In a realist novel, the social world is not background – it is a structure of expectation, judgment, and material constraint that shapes what characters can want and what they can do. George Eliot's Dorothea Brooke is hemmed in by what it means to be an intelligent woman in provincial 19th-century England; every option available to her is shaped by that structure. Contemporary realist writers must map the equivalent pressures for their characters: class, profession, family, geography, gender – the specific grid of possibility and impossibility their characters live inside.

How do I avoid melodrama in a realist novel?

Melodrama arrives when emotional intensity exceeds the established weight of events. Realism earns its emotional moments through accumulation – small specific observations that gradually build to something that feels inevitable rather than manufactured. The test is whether each emotional beat follows from what has been shown rather than from what needs to happen for the plot. If a scene requires the reader to feel more than the evidence in the novel supports, that is melodrama. The fix is almost always to go back and build more evidence: more specific detail, more time with the character, more showing of the ordinary before the extraordinary.

What makes a realist ending feel true rather than satisfying?

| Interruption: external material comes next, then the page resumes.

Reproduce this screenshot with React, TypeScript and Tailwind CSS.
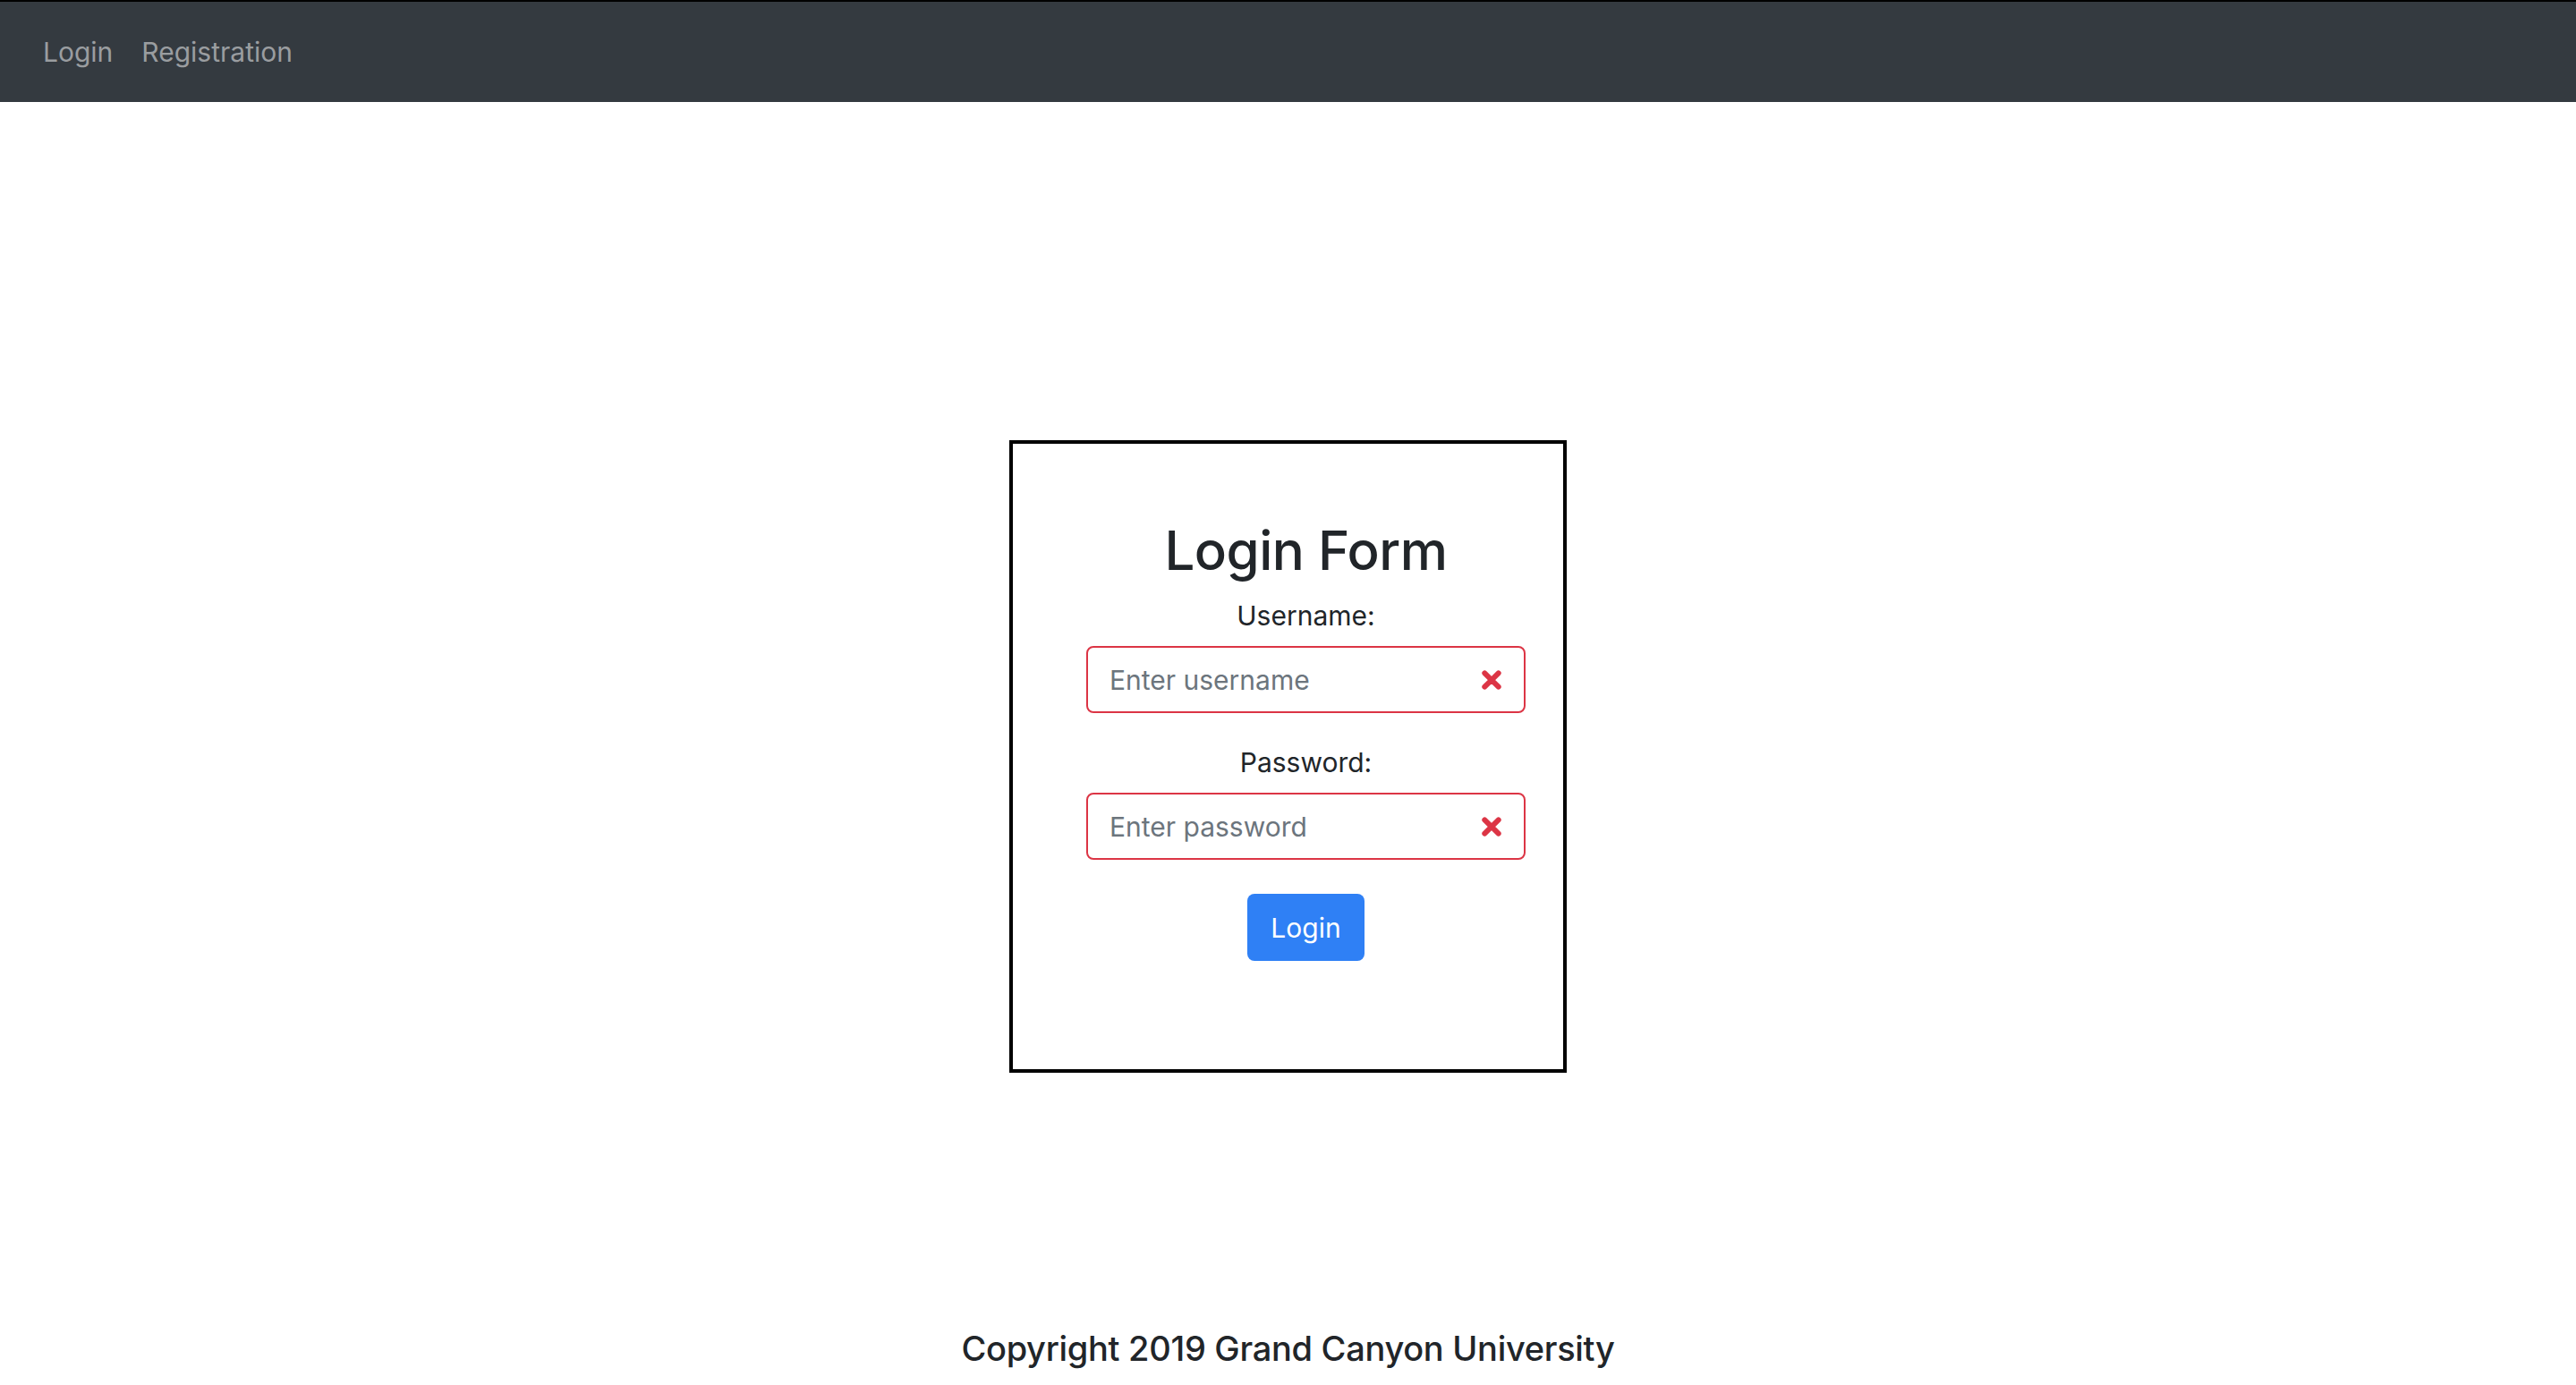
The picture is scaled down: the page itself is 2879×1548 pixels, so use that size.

A satisfying ending resolves every tension and rewards the reader's investment. A true ending resolves only what the story has actually earned, and leaves standing everything that life would leave standing. In Flaubert's “A Sentimental Education,” the ending is a conversation in which the protagonist and his friend agree that the best day of their shared youth was one that ended in failure – a moment of rueful, ambiguous understanding rather than closure. The realist ending asks: given everything that has happened, what does this character now know? What has changed and what hasn't? The answer to those questions, rendered precisely, is the ending.

How much plot does a realist novel need?

Less than you think, but not none. Realism does not require the elaborate event-chains of genre fiction, but it does require something to happen that changes the characters' understanding of themselves and their world. Henry James built enormous novels from what look like thin social events because those events were loaded with psychological and social consequence. The question is not “how much happens” but “how much does what happens matter to this specific character in this specific situation?” A dinner party is enough for a realist novel if you know what is at stake for the people in the room.